Fake News 101: The Media’s Two Favorite Tricks for Twisting the Truth

Are you sitting down? Good, because I’m about to tell you something that will blow your mind.

Ready, here goes: the news media often twists the truth to promote their own progressive political agenda.

Hard to believe, I know, but it’s true.

I’m being sarcastic, of course, but the press’s credibility problem is no laughing matter. Their partisan rhetoric, thinly disguised as legitimate reportage, has dangerously divided the country to the point that pundits across the political spectrum are openly discussing the possibility of a second Civil War.

It’s little wonder that Trump’s “fake news” sloganeering was so successful; the public’s opinion of the press is abysmal, with nearly 70 percent of Americans claiming their trust in the news media has declined over the past decade.

And rightfully so. For too long America’s Fourth Estate has falsely claimed the mantle of public watchdog while acting as the de facto propaganda wing for the Democratic Party.

They employ a number of tricks for twisting the truth, but they rely heavily on two particular journalistic sleights-of-hand: Gatekeeping, in which they decide which news your receive, and framing, in which they decide how the news you receive is presented.

For the former, consider a Media Research Center analysis that found that over the first two years of his Presidency Donald Trump was covered negatively 90 percent of the time by America’s three major television networks. And all this despite an unprecedented economy and policies the left would normally applaud, such as prison reform and the winding down of foreign wars.
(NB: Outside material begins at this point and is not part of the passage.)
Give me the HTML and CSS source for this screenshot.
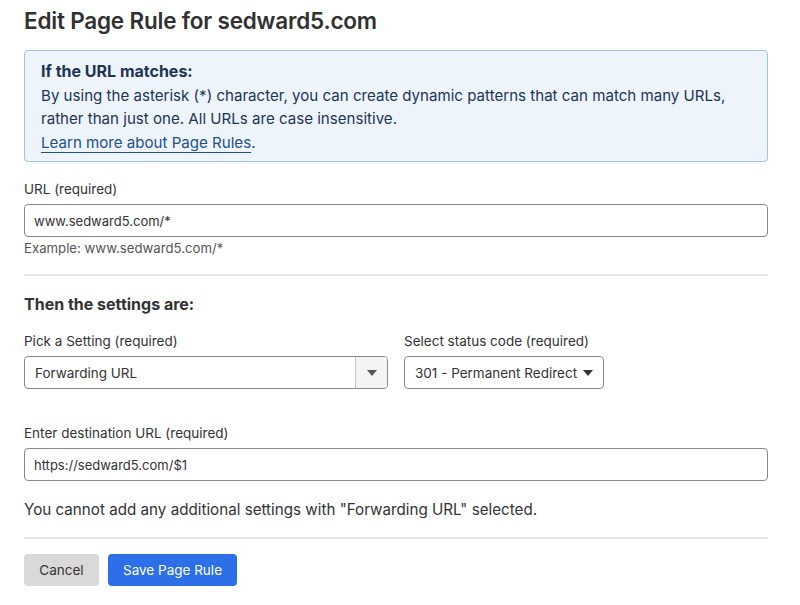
FILE: index.html
```html
<!DOCTYPE html>
<html>
<head>
<meta charset="utf-8">
<link rel="stylesheet" href="styles.css">
</head>
<body>
<div class="page">
  <h1 class="title">Edit Page Rule for sedward5.com</h1>
  <div class="info">
    <div class="info-head">If the URL matches:</div>
    <div class="info-text">By using the asterisk (*) character, you can create dynamic patterns that can match many URLs, rather than just one. All URLs are case insensitive.</div>
    <div class="info-text"><a class="link" href="#">Learn more about Page Rules</a>.</div>
  </div>

  <div class="field url-field">
    <label class="label">URL (required)</label>
    <div class="input">www.sedward5.com/*</div>
    <div class="hint">Example: www.sedward5.com/*</div>
  </div>

  <hr class="divider">

  <h2 class="subhead">Then the settings are:</h2>

  <div class="row">
    <div class="field setting">
      <label class="label">Pick a Setting (required)</label>
      <div class="select-box">
        <span class="select-value">Forwarding URL</span>
        <span class="select-btn"><span class="caret"></span></span>
      </div>
    </div>
    <div class="field status">
      <label class="label">Select status code (required)</label>
      <div class="native-select">
        <span class="native-value">301 - Permanent Redirect</span>
        <span class="caret dark"></span>
      </div>
    </div>
  </div>

  <div class="field dest">
    <label class="label">Enter destination URL (required)</label>
    <div class="input">https://sedward5.com/$1</div>
  </div>

  <p class="note">You cannot add any additional settings with "Forwarding URL" selected.</p>

  <hr class="divider bottom">

  <div class="actions">
    <button class="btn cancel">Cancel</button>
    <button class="btn primary">Save Page Rule</button>
  </div>
</div>
</body>
</html>
```

FILE: styles.css
```css
* { box-sizing: border-box; }
html, body { margin: 0; padding: 0; background: #fff; }
body {
  font-family: Inter, "Noto Sans", "Liberation Sans", sans-serif;
  color: #333;
}
.page {
  padding: 6px 32px 0 24px;
  width: 800px;
}
.title {
  margin: 0;
  font-size: 22.5px;
  font-weight: 600;
  color: #313131;
  line-height: 30px;
  letter-spacing: -0.2px;
}
.info {
  margin-top: 14px;
  border: 1px solid #a4c1e8;
  background: #eef4fc;
  border-radius: 4px;
  padding: 9px 16px 7px 16px;
  color: #1d3456;
  font-size: 15.1px;
  line-height: 23.6px;
}
.info-head { font-weight: 700; font-size: 16px; }
.link {
  color: #23508f;
  text-decoration: underline;
  text-decoration-thickness: 1px;
  text-underline-offset: 4px;
}
.field { display: flex; flex-direction: column; }
.label {
  font-size: 13.5px;
  line-height: 18px;
  color: #333;
  margin-bottom: 6px;
}
.url-field { margin-top: 18px; }
.input {
  height: 33px;
  border: 1px solid #8a8a8a;
  border-radius: 4px;
  padding: 0 9px;
  display: flex;
  align-items: center;
  font-size: 13px;
  color: #333;
}
.hint {
  font-size: 13.2px;
  color: #555;
  margin-top: 2px;
  line-height: 18px;
}
.divider {
  border: 0;
  border-top: 2px solid #e6e6e6;
  margin: 17px 0 0 0;
}
.subhead {
  margin: 16px 0 0 0;
  font-size: 16px;
  font-weight: 700;
  color: #333;
  line-height: 24px;
}
.row {
  display: flex;
  gap: 16px;
  margin-top: 16px;
}
.setting { width: 364px; }
.select-box {
  height: 33px;
  border: 1px solid #8a8a8a;
  border-radius: 4px;
  display: flex;
  overflow: hidden;
}
.select-value {
  flex: 1;
  display: flex;
  align-items: center;
  padding-left: 10px;
  font-size: 13.5px;
  color: #333;
}
.select-btn {
  width: 32px;
  border-left: 1px solid #c6c6c6;
  background: #f4f4f4;
  display: flex;
  align-items: center;
  justify-content: center;
}
.caret {
  width: 0;
  height: 0;
  border-left: 5px solid transparent;
  border-right: 5px solid transparent;
  border-top: 6px solid #555;
}
.caret.dark { border-top-color: #333; }
.native-select {
  height: 33px;
  width: 200px;
  border: 1px solid #8a8a8a;
  border-radius: 4px;
  display: flex;
  align-items: center;
  justify-content: space-between;
  padding: 0 10px 0 10px;
  font-size: 13.5px;
  color: #333;
  white-space: nowrap;
}
.dest { margin-top: 35px; }
.note {
  margin: 17px 0 0 0;
  font-size: 15.2px;
  line-height: 24px;
  color: #333;
}
.divider.bottom { margin-top: 15px; }
.actions {
  display: flex;
  gap: 9px;
  margin-top: 15px;
}
.btn {
  font-family: inherit;
  font-size: 13.5px;
  height: 32px;
  border: 0;
  border-radius: 4px;
  padding: 0;
  white-space: nowrap;
}
.cancel { background: #d9d9d9; color: #333; width: 75px; }
.primary { background: #2c6fe9; color: #fff; width: 129px; }
```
These successes, and many others (such as the defeat of ISIS) were all but hidden from the American public. Just as the media went out of their way to bury Obama’s scandals, they likewise have buried Trump’s achievements.

Of course, this isn’t surprising given the media’s ideological make up. Though estimates of journalism’s liberal tilt vary, they all point to a severe imbalance.

A 2014 study showed that journalists who identified as Democrats outnumbered their Republican counterparts four-to-one, while a 2018 analysis found that nearly 60 percent of financial journalists considered themselves “very liberal” or “somewhat liberal” compared to fewer than the five percent who considered themselves “very conservative” or “somewhat conservative.”

And despite the left’s favorite “Fox News” rebuttal, the flagship conservative cable network’s primetime viewers are roughly one-ninth that of the the three major networks. Add to that Fox’s cable competitors and iconic left-leaning publications such as The New York Times and the Washington Post and it’s hard to ignore just how one-sided the conversation has become.

Such groupthink inevitably leads to the media’s second favorite device for twisting the truth, a phenomenon known as “framing” in which those who craft the stories we read online and see on the news present them in a way that reinforces a particular narrative.

Consider the mainstream media’s attempts to downplay the extremist positions of Democrats on abortion and economics by accusing Republicans of “pouncing” on Democrats’ own words. Be it infanticide or cow farts, it wasn’t the Democrats’ absurd stances that were the issue, but rather the Republicans’ pointing out the absurdity of those stances.

And when Minnesota Congresswoman Ilhan Omar’s repeated anti-Semitic tweets forced the Democrats to pass an “anti-hate” bill, which, by the way, did not call out Omar specifically, the media rallied around the fact that a handful of Republicans refused to vote in favor of the measure. The angle was simple; Republicans are pro-hate. The reality, of course, was that the nay Republicans refused to lend their support to a resolution that conveniently omitted the offender.

My personal favorite, however, is Trump’s “Muslim ban” which, of course, is nothing of the sort. Despite the fact the administration currently restricts travel from a mere five Muslim-majority countries, out of approximately 50 worldwide (and non-Muslim countries North Korea and Venezuela), the media have been all too happy to peddle the lie that the policy is somehow rooted in religion.

But sadly honest reporting would do little to help the Democrats’ cause, and disingenuous framing has become a plague that has decimated the credibility of the press.

We are treated to countless examples every single day, such as an Axios piece titled “Canada has pulled off a brain heist” in which the liberal mouthpiece named a whopping 24 academics (out of an estimated 368,000 science and engineering PhDs) who moved north because of the political environment supposedly enabled by President Trump; an NBC News article proudly proclaiming “Only six immigrants in terrorism database stopped by CBP at southern border from October to March”, which, while maybe true, is about six too many; and a hit job from The Atlantic that hinted that the President was hiding something when he characterized accusations that he worked for Russia as “insulting”—the insinuation being that because he didn’t directly answer an absurd question, the President is obviously Putin’s puppet.

Liberals have always feared people thinking for themselves, and the news business is no exception.

Simply put, we aren’t receiving the truth, but rather what our overlords in establishment media believe the truth should be.

That’s no great revelation, I know. But only by understanding their methods can we hope to dismantle the mainstream media “fake news” apparatus and maybe, just maybe, make our press great again.